And there it is! Depending on the number of x and y bins, you get a more fine grained result. The Voronoi model is a good starting point to understand space occupation in soccer.

Similarly, you can also visualise it in a video:

from databallpy.visualize import save_tracking_video

save_tracking_video(
    match=match,
    start_idx = 100,
    end_idx = 200,
    save_folder=os.path.join(os.getcwd(), "../static"),
    title="voronoi",
    add_velocities=True,
    heatmap_overlay=categories,
    overlay_cmap="gnuplot2",
    verbose=False,
)

Gaussian Model (Fernandez & Born, 2018)#

Although the voronoi is a great start for space ocupation, it ignores the fact that players are in fact moving. When you are running at a high velocity, you might be able to reach a certain area of the pitch faster than when you are walking. On top of that, you might not be able to reach the space directly behind you that easily. The gaussian model of Fernandez & Born (Wide Open Spaces: a Statistical Technique for Measuring Space Creation in Professional Soccer, 2018) takes this in to account by using a gaussian distribution to calculate the space occupation. The model is based around the idea that every has a certain influence on the space around them. The influence of a player is based on the distance to the ball, and the velocity of the player.
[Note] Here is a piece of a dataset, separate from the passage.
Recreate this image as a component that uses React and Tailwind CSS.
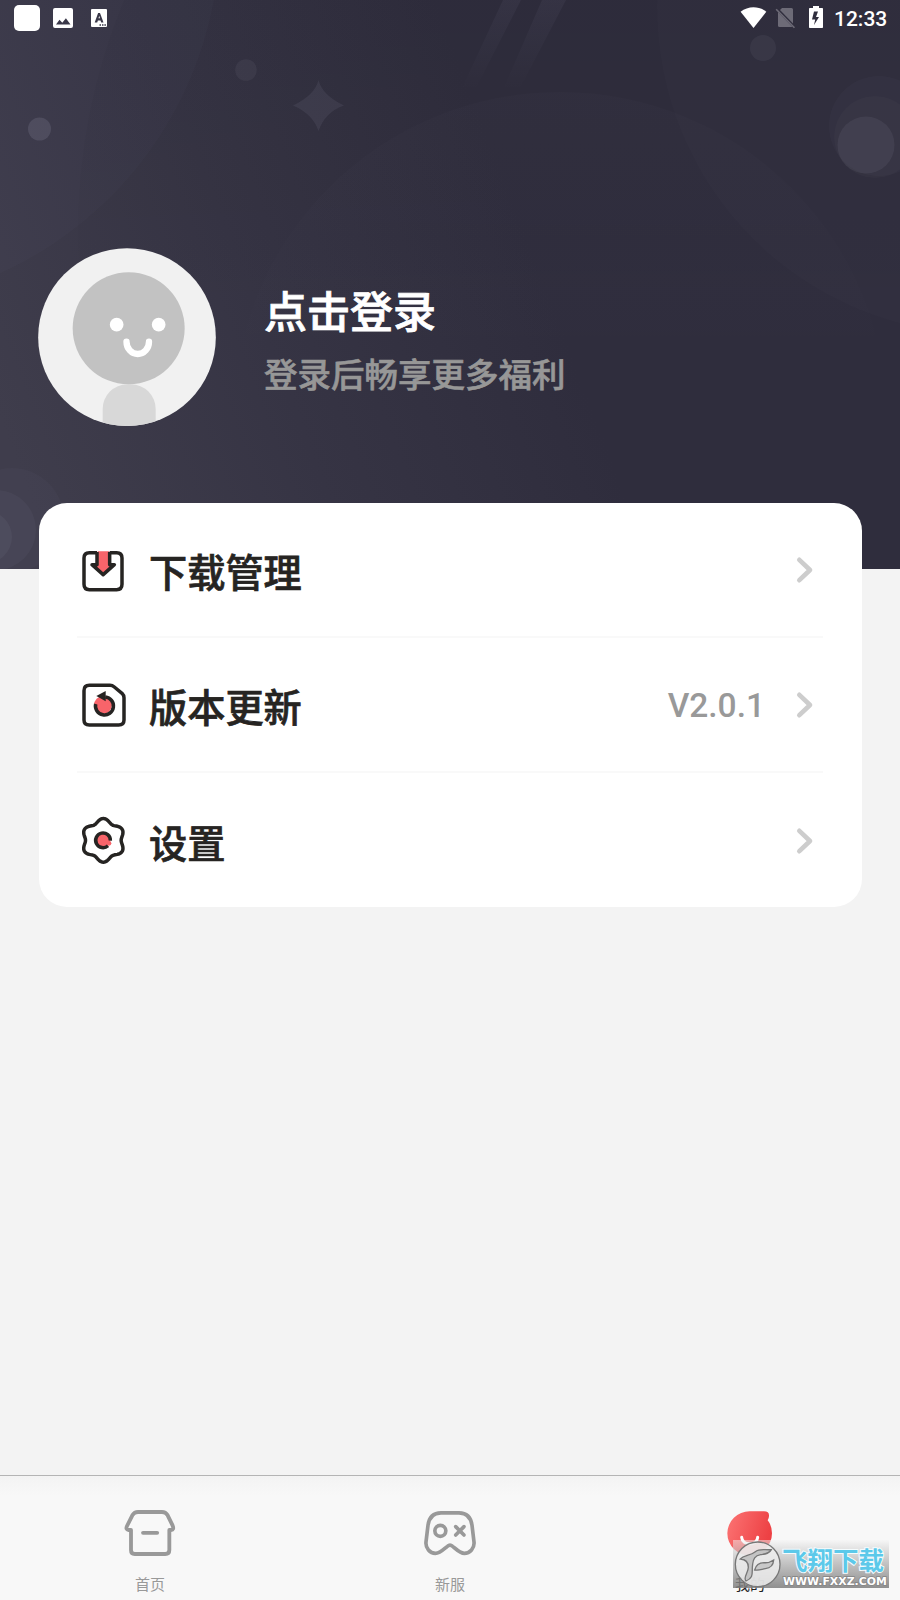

Before implementing the player influence, we need some helper functions:

get_pitch_control_surface_radius: this function calculates the radius of the pitch control surface based on the distance to the ball. (figure 19 in the article)
get_scaling_matrix: this function calculates the scaling matrix based on the velocity of the player and the pitch control surface radius. (formula 19 in the article)
get_covariance_matrix: this function calculates the covariance matrix based on the scaling matrix and the velocity vector of the player. (formula 16, 17, and 20 in the article)
get_mean_position_of_influence: this function calculates the mean of the player influence based on the locations and the velocity vector of the player. (formula 21 in the article)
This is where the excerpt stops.